What is the magnitude of the force downward on the small front cube? What is the magnitude of the retarding frictional force upward due to the acceleration P?

3. Sep 17, 2006

### rwofford

isnt the acceleration of the large and small cube the same..? but they dont tell me the acceleration...

4. Sep 17, 2006

### Staff: Mentor

You're supposed to calculate the acceleration P where the front cube (yes, accelerating at P also) has its gravitational force down and its frictional force up balancing. Write the two equations for those two forces, and set them equal and see if that solves P for you. Let's see the work.

5. Sep 17, 2006

### Staff: Mentor

Gotta go. Good luck!

6. Sep 17, 2006

### Staff: Mentor

One has to calculate the horizontal force P which produces an acceleration.

P acts on the large and small cubes. The objective is determine the acceleration for which friction between small and large cube will prevent the small cube from falling.

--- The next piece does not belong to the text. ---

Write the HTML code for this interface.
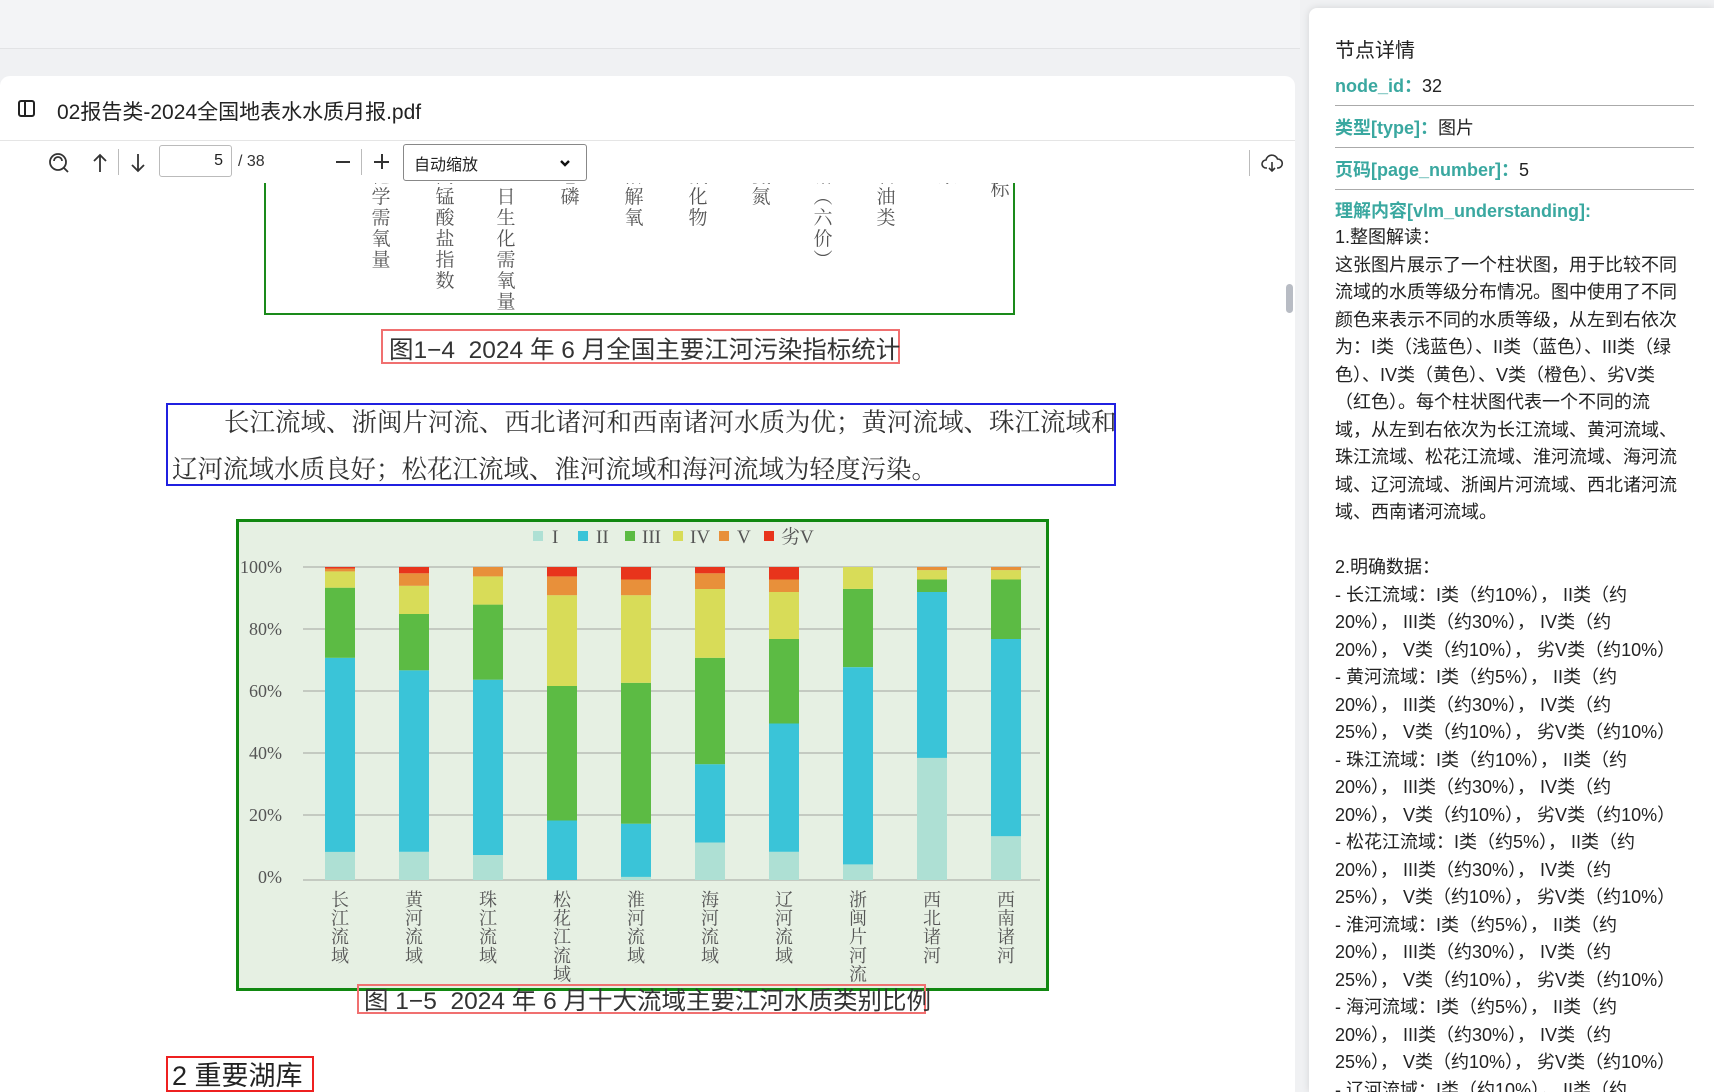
<!DOCTYPE html>
<html style="overflow:hidden;width:1714px;height:1092px"><head><meta charset="utf-8">
<style>
*{margin:0;padding:0;box-sizing:border-box}
body{width:1714px;height:1092px;overflow:hidden;background:#f0f1f3;font-family:"Liberation Sans","Noto Sans CJK SC",sans-serif;position:relative;color:#222}
.abs{position:absolute}
.card{left:0;top:76px;width:1295px;height:1016px;background:#fff;border-top-left-radius:10px;border-top-right-radius:10px}
.serif{font-family:"Liberation Serif","Noto Serif CJK SC",serif}
.vcol{position:absolute;width:24px;text-align:center;font-size:19px;line-height:21px;color:#555;font-family:"Liberation Serif","Noto Serif CJK SC",serif}
.panel{left:1309px;top:8px;width:405px;height:1084px;background:#fff;border-top-left-radius:8px;box-shadow:0 0 8px rgba(0,0,0,.12)}
.pl{position:absolute;left:1335px;font-size:18px;color:#222;white-space:nowrap}
.lbl{color:#3aa8a0;font-weight:bold}
.hr{position:absolute;left:1335px;width:359px;height:1px;background:#aaa}
</style></head><body>
<div class="abs" style="left:0;top:0;width:1300px;height:49px;background:#f3f4f6;border-bottom:1px solid #e2e3e5"></div>
<div class="abs card"></div>
<!-- header -->
<div class="abs" style="left:18px;top:100px;width:17px;height:17px;border:2px solid #222;border-radius:3px"></div>
<div class="abs" style="left:24px;top:100px;width:2px;height:17px;background:#222"></div>
<div class="abs" style="left:57px;top:96px;font-size:21px;color:#222">02报告类-2024全国地表水水质月报.pdf</div>
<div class="abs" style="left:0;top:140px;width:1295px;height:1px;background:#e5e5e5"></div>
<!-- toolbar -->
<svg class="abs" style="left:46px;top:150px" width="26" height="26" viewBox="0 0 26 26" fill="none" stroke="#333" stroke-width="1.8"><circle cx="12" cy="12" r="8"/><path d="M18 18l4 4M8 11a4 4 0 0 1 8 0"/></svg>
<svg class="abs" style="left:90px;top:152px" width="20" height="22" viewBox="0 0 20 22" fill="none" stroke="#333" stroke-width="1.8"><path d="M10 20V3M4 9l6-6 6 6"/></svg>
<div class="abs" style="left:118px;top:149px;width:1px;height:26px;background:#bbb"></div>
<svg class="abs" style="left:128px;top:152px" width="20" height="22" viewBox="0 0 20 22" fill="none" stroke="#333" stroke-width="1.8"><path d="M10 2v17M4 13l6 6 6-6"/></svg>
<div class="abs" style="left:159px;top:145px;width:73px;height:32px;border:1px solid #bbb;border-radius:3px;font-size:16px;text-align:right;padding:6px 8px 0 0">5</div>
<div class="abs" style="left:238px;top:153px;font-size:16px;color:#333">/ 38</div>
<div class="abs" style="left:336px;top:161px;width:14px;height:2px;background:#333"></div>
<div class="abs" style="left:361px;top:149px;width:1px;height:26px;background:#bbb"></div>
<div class="abs" style="left:374px;top:161px;width:15px;height:2px;background:#333"></div>
<div class="abs" style="left:381px;top:154px;width:2px;height:15px;background:#333"></div>
<div class="abs" style="left:403px;top:144px;width:184px;height:37px;border:1px solid #888;border-radius:3px;font-size:16px;padding:6px 0 0 10px">自动缩放</div>
<svg class="abs" style="left:558px;top:157px" width="14" height="12" viewBox="0 0 14 12"><path d="M3 4l4 4 4-4" fill="none" stroke="#111" stroke-width="2.4"/></svg>
<div class="abs" style="left:1249px;top:150px;width:1px;height:26px;background:#bbb"></div>
<svg class="abs" style="left:1260px;top:151px" width="24" height="24" viewBox="0 0 24 24" fill="none" stroke="#333" stroke-width="1.6"><path d="M7 17H6a4 4 0 0 1 0-8 6 6 0 0 1 11.5-1A4.5 4.5 0 0 1 18 17h-1M12 11v9M9 17l3 3 3-3"/></svg>
<div class="abs" style="left:1286px;top:284px;width:7px;height:29px;background:#b8bcc4;border-radius:4px"></div>

<!-- content clip -->
<div class="abs" style="left:0;top:183px;width:1280px;height:132px;overflow:hidden">
 <div class="abs" style="left:264px;top:-20px;width:751px;height:152px;border:2px solid #1a8a1a;border-top:none"></div>
 <div class="vcol" style="left:369px;top:-17px">化<br>学<br>需<br>氧<br>量</div>
 <div class="vcol" style="left:433px;top:-17px">高<br>锰<br>酸<br>盐<br>指<br>数</div>
 <div class="vcol" style="left:494px;top:-17px">五<br>日<br>生<br>化<br>需<br>氧<br>量</div>
 <div class="vcol" style="left:558px;top:-17px">总<br>磷</div>
 <div class="vcol" style="left:622px;top:-17px">溶<br>解<br>氧</div>
 <div class="vcol" style="left:686px;top:-17px">氟<br>化<br>物</div>
 <div class="vcol" style="left:749px;top:-17px">氨<br>氮</div>
 <div class="vcol" style="left:811px;top:-17px">铬<br>︵<br>六<br>价<br>︶</div>
 <div class="vcol" style="left:874px;top:-17px">石<br>油<br>类</div>
 <div class="vcol" style="left:936px;top:-17px">汞</div>
 <div class="vcol" style="left:988px;top:-4px">标</div>
</div>
<div class="abs" style="left:381px;top:329px;width:519px;height:35px;border:2px solid #f07070"></div>
<div class="abs" style="left:389px;top:331px;font-size:24.5px;color:#333;white-space:nowrap">图1−4&nbsp; 2024 年 6 月全国主要江河污染指标统计</div>

<div class="abs" style="left:166px;top:403px;width:950px;height:83px;border:2px solid #2020e0"></div>
<div class="abs serif" style="left:172px;top:399px;width:950px;font-size:25.5px;line-height:47px;color:#333;white-space:nowrap"><div style="padding-left:52px">长江流域、浙闽片河流、西北诸河和西南诸河水质为优；黄河流域、珠江流域和</div><div>辽河流域水质良好；松花江流域、淮河流域和海河流域为轻度污染。</div></div>

<!-- chart -->
<svg class="abs" style="left:236px;top:519px" width="813" height="472" viewBox="236 519 813 472">
<rect x="237.5" y="520.5" width="810" height="469" fill="#e6f0e3" stroke="#118811" stroke-width="3"/>
<g font-family="Liberation Serif,Noto Serif CJK SC,serif" font-size="19" fill="#555">
<rect x="533" y="531" width="10" height="10" fill="#aee0d4"/><text x="552" y="543">I</text>
<rect x="578" y="531" width="10" height="10" fill="#3ac4d8"/><text x="596" y="543">II</text>
<rect x="625" y="531" width="10" height="10" fill="#5cbb44"/><text x="642" y="543">III</text>
<rect x="673" y="531" width="10" height="10" fill="#d8dc58"/><text x="690" y="543">IV</text>
<rect x="719" y="531" width="10" height="10" fill="#e8903a"/><text x="737" y="543">V</text>
<rect x="764" y="531" width="10" height="10" fill="#e8341c"/><text x="781" y="543">劣V</text>
<g text-anchor="end" font-size="18"><text x="282" y="573">100%</text><text x="282" y="635">80%</text><text x="282" y="697">60%</text><text x="282" y="759">40%</text><text x="282" y="821">20%</text><text x="282" y="883">0%</text></g>
</g>
<g stroke="#b8bdb6" stroke-width="1.5"><line x1="303" x2="1040" y1="567" y2="567"/><line x1="303" x2="1040" y1="629" y2="629"/><line x1="303" x2="1040" y1="691" y2="691"/><line x1="303" x2="1040" y1="753" y2="753"/><line x1="303" x2="1040" y1="815" y2="815"/><line x1="303" x2="1040" y1="880" y2="880"/></g>
<g id="bars"></g>
<g font-family="Liberation Serif,Noto Serif CJK SC,serif" font-size="18" fill="#555" text-anchor="middle" id="xl"></g>
</svg>
<script>
var d=[[9,71,93.4,98.6,99.5],[9,67,85,94,98],[8,64,88,97,100],[0,19,62,91,97],[1,18,63,91,96],[12,37,71,93,98],[9,50,77,92,96],[5,68,93,100,100],[39,92,96,99,100],[14,77,96,99,100]];
var c=["#aee0d4","#3ac4d8","#5cbb44","#d8dc58","#e8903a","#e8341c"];
var n=["长江流域","黄河流域","珠江流域","松花江流域","淮河流域","海河流域","辽河流域","浙闽片河流","西北诸河","西南诸河"];
var s="",t="";
for(var i=0;i<10;i++){var x=325+i*74,p=0,v=d[i].concat([100]);
for(var k=0;k<6;k++){var y1=880-3.13*v[k],y0=880-3.13*p;if(v[k]>p)s+='<rect x="'+x+'" y="'+y1.toFixed(1)+'" width="30" height="'+(y0-y1).toFixed(1)+'" fill="'+c[k]+'"/>';p=v[k];}
for(var j=0;j<n[i].length;j++)t+='<text x="'+(x+15)+'" y="'+(906+j*18.6).toFixed(1)+'">'+n[i][j]+'</text>';}
document.getElementById("bars").innerHTML=s;document.getElementById("xl").innerHTML=t;
</script>
<div class="abs" style="left:357px;top:984px;width:569px;height:30px;border:2px solid #f07070;background:transparent"></div>
<div class="abs" style="left:364px;top:982px;font-size:24.5px;color:#333;white-space:nowrap">图 1−5&nbsp; 2024 年 6 月十大流域主要江河水质类别比例</div>
<div class="abs" style="left:166px;top:1056px;width:148px;height:36px;border:2px solid #ee2020"></div>
<div class="abs" style="left:172px;top:1054px;font-size:27px;color:#222;white-space:nowrap">2 重要湖库</div>

<!-- panel -->
<div class="abs panel"></div>
<div class="pl" style="top:34px;font-size:20px">节点详情</div>
<div class="pl" style="top:72px"><span class="lbl">node_id：</span>32</div>
<div class="hr" style="top:105px"></div>
<div class="pl" style="top:114px"><span class="lbl">类型[type]：</span>图片</div>
<div class="hr" style="top:147px"></div>
<div class="pl" style="top:156px"><span class="lbl">页码[page_number]：</span>5</div>
<div class="hr" style="top:189px"></div>
<div class="pl lbl" style="top:197px">理解内容[vlm_understanding]:</div>
<div class="pl" style="top:224px;line-height:27.5px">1.整图解读：<br>这张图片展示了一个柱状图，用于比较不同<br>流域的水质等级分布情况。图中使用了不同<br>颜色来表示不同的水质等级，从左到右依次<br>为：I类（浅蓝色）、II类（蓝色）、III类（绿<br>色）、IV类（黄色）、V类（橙色）、劣V类<br>（红色）。每个柱状图代表一个不同的流<br>域，从左到右依次为长江流域、黄河流域、<br>珠江流域、松花江流域、淮河流域、海河流<br>域、辽河流域、浙闽片河流域、西北诸河流<br>域、西南诸河流域。<br><br>2.明确数据：<br>- 长江流域：I类（约10%）， II类（约<br>20%）， III类（约30%）， IV类（约<br>20%）， V类（约10%）， 劣V类（约10%）<br>- 黄河流域：I类（约5%）， II类（约<br>20%）， III类（约30%）， IV类（约<br>25%）， V类（约10%）， 劣V类（约10%）<br>- 珠江流域：I类（约10%）， II类（约<br>20%）， III类（约30%）， IV类（约<br>20%）， V类（约10%）， 劣V类（约10%）<br>- 松花江流域：I类（约5%）， II类（约<br>20%）， III类（约30%）， IV类（约<br>25%）， V类（约10%）， 劣V类（约10%）<br>- 淮河流域：I类（约5%）， II类（约<br>20%）， III类（约30%）， IV类（约<br>25%）， V类（约10%）， 劣V类（约10%）<br>- 海河流域：I类（约5%）， II类（约<br>20%）， III类（约30%）， IV类（约<br>25%）， V类（约10%）， 劣V类（约10%）<br>- 辽河流域：I类（约10%）， II类（约</div>
</body></html>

So gravity pulls down the small cube, and the friction force operates vertically (in opposition to gravity). The friction force is simply the static coefficient * normal force which is simply the mass * acceleration.

The force P accelerates the large block against the small block, which also must be accelerating at the same rate for both to move together. But remember, mass resists acceleration or change in momentum.

Last edited: Sep 18, 2006
7. Sep 17, 2006

### rwofford

Fg=mg
=21(9.8)
=205.8 N

=(2.1)(9.8)
=20.58

so i know: Ns * Fn = ma
0.71*Fn=205.8N(a)

8. Sep 17, 2006

### rwofford

i might as well give up...i am horrible at physics

9. Sep 17, 2006

### Staff: Mentor

Hint 1: What is the only force supporting the weight of the small cube? (Astronuc gave you this one.)

Hint 2: Use that fact to calculate the required normal force between the two cubes.

Hint 3: Use that fact to determine the resulting acceleration of the small cube.

That's enough hints for now! Solve it algebraically (using symbols) as much as possible--don't be in a rush to plug in numbers.

10. Sep 17, 2006

### rwofford

the normal force=mg
so : 2.1(9.8)=20.58 N
so : 0.71(20.58)=ma
so : 14.6118=ma

11. Sep 17, 2006

### Staff: Mentor

No, the friction force equals the weight.

12. Sep 17, 2006

### rwofford

do i plug in 2.1 or 21 for m?

13. Sep 17, 2006

### Gokul43201

Staff Emeritus
Any effort is wasted unless you begin by drawing the free body diagrams for all the objects in the problem.

14. Sep 17, 2006

### Staff: Mentor

We are talking about the smaller cube, so use its mass.

Gokul speaks truth--do as he advises.

15. Sep 17, 2006

### rwofford

so : 14.6118 = 2.1a
so : 6.958 = a

16. Sep 17, 2006

### rwofford

i think ill give up now...i am dumb.....................................................................................................................................................................

17. Sep 17, 2006

### rwofford

is this right/???

18. Sep 17, 2006

### Gokul43201

Staff Emeritus
No, it is not.

You need to start at the beginning. Follow these steps EXACTLY:

1. Draw and label the forces acting on the little block.

2. Write down the net force (sum of all forces) acting in the vertical direction, and the net force acting in the horizontal direction. Use symbols to represent various quantities. Save the actual numbers for the very end.

3. Write down Newton's Second Law for each of these two directions, and plug in the expressions for the net force and acceleration in each direction.

Do these steps here, and we'll see how it goes....

19. Sep 18, 2006

### Staff: Mentor

How does one use the 'coefficient of friction', $\mu$? What is the relationship between friction and normal force?

This part is correct - the weight (or gravitational force) of the small block.
=(2.1)(9.8)
=20.58 N (One should write units)

Now one must determine the vertical friction force, which is proportional to the normal (horizontal) force, which is proportional to the acceleration of the small block.

That acceleration comes from the force P acting on both blocks.

I recommend doing as Gokul suggested with the force diagrams, and please refer to the steps mentioned by Doc Al.

Last edited: Sep 18, 2006